One thing to note is when this doesn't work well. It doesn't work well when you have references to versions of an array with very different deltas. For instance, if you saved some initial state of an array, made many changes, and used both arrays by, say, comparing them element by element, things could get pretty slow. To curb this, several people have developed schemes to split the versioning tree if too many deltas are in between two particular arrays. Typically this is done probabilistically, randomly splitting the delta tree with probability $\frac 1 N$. With this modification, we have an expected amortized edit time of $O(1)$ (worst case $O(N)$ which is a steep price) and an expected worst case access time to be $O(N)$. The true worst case access time is $O(m)$ for arbitrarily bad luck on the RNG, but the expected $O(N)$ is a much needed improvement over knowing it is $O(m)$ where $m$ can be arbitrarily large. Since all of the work is done in walking the deltas and rebasing the array, edits and accesses have the same time complexity.
This all sounds like gloom and doom, but really, there are a large class of problems that don't require access from very different arrays. Further, much of this trouble can be resolved by breaking the abstraction and allowing the user to explicitly force a copy.
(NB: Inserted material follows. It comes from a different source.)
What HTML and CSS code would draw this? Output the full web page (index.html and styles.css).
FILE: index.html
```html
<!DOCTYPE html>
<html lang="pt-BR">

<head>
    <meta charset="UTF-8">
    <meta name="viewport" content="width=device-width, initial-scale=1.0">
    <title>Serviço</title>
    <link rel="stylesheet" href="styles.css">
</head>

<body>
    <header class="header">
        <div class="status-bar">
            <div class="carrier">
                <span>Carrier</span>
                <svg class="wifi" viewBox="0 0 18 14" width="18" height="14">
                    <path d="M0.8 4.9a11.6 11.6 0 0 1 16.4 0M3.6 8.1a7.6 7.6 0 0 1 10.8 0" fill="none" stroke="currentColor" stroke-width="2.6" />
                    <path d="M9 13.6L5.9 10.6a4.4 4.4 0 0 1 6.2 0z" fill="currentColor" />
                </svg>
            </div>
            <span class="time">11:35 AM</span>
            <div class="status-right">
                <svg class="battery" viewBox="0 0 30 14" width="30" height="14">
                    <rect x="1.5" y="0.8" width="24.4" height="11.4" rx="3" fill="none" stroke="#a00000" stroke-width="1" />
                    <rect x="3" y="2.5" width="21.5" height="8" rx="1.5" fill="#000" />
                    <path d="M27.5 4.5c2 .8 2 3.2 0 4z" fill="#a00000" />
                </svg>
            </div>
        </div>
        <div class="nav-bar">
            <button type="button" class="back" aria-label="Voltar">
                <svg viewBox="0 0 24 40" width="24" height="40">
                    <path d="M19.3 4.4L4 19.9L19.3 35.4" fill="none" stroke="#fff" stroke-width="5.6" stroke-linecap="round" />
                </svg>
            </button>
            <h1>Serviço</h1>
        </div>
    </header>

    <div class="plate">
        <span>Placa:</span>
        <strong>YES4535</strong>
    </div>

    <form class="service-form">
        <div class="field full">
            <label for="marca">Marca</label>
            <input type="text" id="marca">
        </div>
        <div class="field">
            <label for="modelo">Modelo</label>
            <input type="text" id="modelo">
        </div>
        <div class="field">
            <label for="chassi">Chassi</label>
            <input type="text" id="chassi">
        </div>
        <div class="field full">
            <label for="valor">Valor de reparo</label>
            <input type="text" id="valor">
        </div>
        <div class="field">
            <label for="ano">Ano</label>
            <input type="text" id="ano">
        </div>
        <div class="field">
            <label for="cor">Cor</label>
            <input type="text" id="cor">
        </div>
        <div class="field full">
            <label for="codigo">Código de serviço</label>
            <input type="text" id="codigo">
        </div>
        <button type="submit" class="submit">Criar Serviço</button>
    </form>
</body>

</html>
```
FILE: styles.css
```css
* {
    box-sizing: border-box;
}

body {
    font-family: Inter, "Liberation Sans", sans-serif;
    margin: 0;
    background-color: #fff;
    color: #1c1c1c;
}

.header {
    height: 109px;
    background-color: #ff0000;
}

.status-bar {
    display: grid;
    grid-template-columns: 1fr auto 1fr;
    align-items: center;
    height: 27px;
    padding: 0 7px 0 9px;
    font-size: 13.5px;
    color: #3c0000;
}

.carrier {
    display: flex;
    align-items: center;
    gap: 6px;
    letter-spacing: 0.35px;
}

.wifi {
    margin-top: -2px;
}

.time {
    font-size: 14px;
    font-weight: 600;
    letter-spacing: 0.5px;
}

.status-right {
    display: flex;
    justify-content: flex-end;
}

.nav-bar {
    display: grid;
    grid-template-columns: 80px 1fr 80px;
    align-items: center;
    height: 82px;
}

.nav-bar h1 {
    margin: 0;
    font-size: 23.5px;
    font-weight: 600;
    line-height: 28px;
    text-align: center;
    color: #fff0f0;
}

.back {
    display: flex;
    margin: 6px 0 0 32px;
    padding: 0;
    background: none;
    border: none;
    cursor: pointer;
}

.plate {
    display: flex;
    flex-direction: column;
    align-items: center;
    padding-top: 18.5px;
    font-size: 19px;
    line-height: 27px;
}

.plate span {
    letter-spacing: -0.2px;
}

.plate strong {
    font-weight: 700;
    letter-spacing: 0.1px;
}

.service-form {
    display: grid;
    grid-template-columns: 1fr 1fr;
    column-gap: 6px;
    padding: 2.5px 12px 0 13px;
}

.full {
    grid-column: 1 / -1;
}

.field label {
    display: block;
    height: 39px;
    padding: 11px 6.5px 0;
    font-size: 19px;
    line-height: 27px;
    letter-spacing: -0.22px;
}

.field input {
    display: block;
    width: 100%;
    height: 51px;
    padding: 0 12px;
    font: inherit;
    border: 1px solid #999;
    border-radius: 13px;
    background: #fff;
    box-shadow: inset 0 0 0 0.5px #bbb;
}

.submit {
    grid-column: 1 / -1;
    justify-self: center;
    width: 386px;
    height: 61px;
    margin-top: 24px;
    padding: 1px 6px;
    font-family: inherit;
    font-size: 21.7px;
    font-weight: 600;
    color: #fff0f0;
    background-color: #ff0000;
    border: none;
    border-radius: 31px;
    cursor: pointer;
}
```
I was thinking about it, and there is nothing here limiting you to arrays. I could, in principle, implement this kind of versioning for any mutable structure. Instead of storing indices, the arguments of the setter function, store the function and the arguments and the setter can be inverted the same way it is in Modf. It doesn't sound like too bad of an idea to have a generic functionality to stick any object into and get back an immutable object with reasonable asymptotic performance. Maybe this should be a future extension for Modf.